Honouring our history

Concordia’s own Sports Hall of Fame also paid homage to two accomplished coaches from its past. 

In September, long-time Stingers women’s hockey coach Les Lawton was inducted into the shrine. His career spanned more than three decades and included 15 Quebec championships and two national titles.

Jackson Winters was the head coach of the Loyola College men’s basketball team in the early 1960s. Winters passed away in 2021 at the age of 91, and his posthumous induction into the hall of fame was accepted by his daughter, Lauren Winters, in February. She shared the story of his journey from growing up in the United States amid racial segregation in the 1940s and 1950s to his accomplishments as a coach, mentor, and successful businessman.

Individual and team highlights

Stingers coaches weren’t the only ones making appearances on behalf of Team Canada this year.
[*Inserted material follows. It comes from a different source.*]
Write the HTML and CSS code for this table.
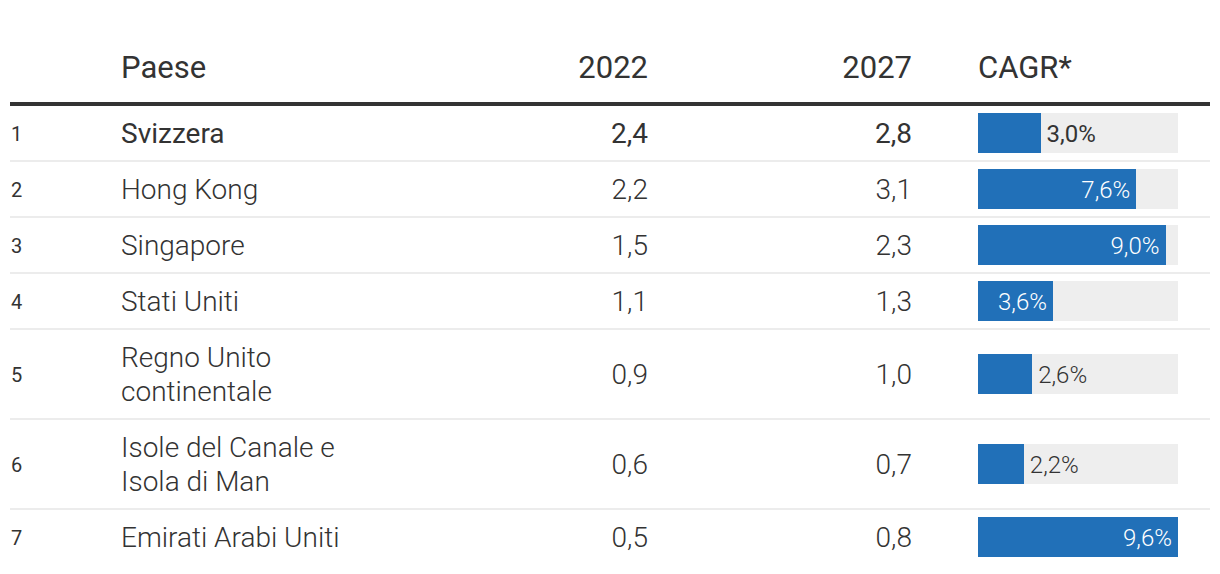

In January, three Concordia hockey players - Emmy Fecteau, Rosalie Bégin-Cyr and Tyler Hylland - helped Canada’s women’s and men’s hockey teams win gold medals at the 31st winter edition of FISU World University Games, which took place in Lake Placid, New York. Additionally, Fecteau was named captain of Canada’s women’s team.

Ryan notes that while Concordia has had player representation on both teams in the past, it was a big deal to see both men and women win gold this year. “It’s also fantastic to be able to support the development of our student athletes by providing them with the chance to compete on a national scene.”

Other standout moments for Stingers players include Jeremy Murphy’s third-round draft selection by the Canadian Football League’s Winnipeg Blue Bombers. Ryan acknowledges the significance of this news, noting that it’s not every day that a Stingers player goes on to play professional football. 

In February, Alex Moore was named the outstanding wrestler at the U Sports national championship. Stingers wrestlers earned seven medals at the tournament. The men’s team finished fifth in the country, while the women’s team finished in sixth place.

Finally, while it would have been tough to top last year’s showing for Stingers hockey, both teams had strong finishes.

The men won the OUA bronze medal game with a 4-0 victory over the Lakehead Thunderwolves to earn a berth at the U Sports men’s national championship. 

The women, meanwhile, won the RSEQ championship and finished with a silver medal at the U Sports national championship, after a heartbreaking overtime loss to the Mount Royal Cougars in the finals. “It would have been amazing to win back-to-back,” Ryan says. “But they’ve got a lot to play for this year coming. Real motivation.”

With the two finals appearances in a row, the women’s team under coach Julie Chu has emerged as a national powerhouse to be reckoned with for years ahead.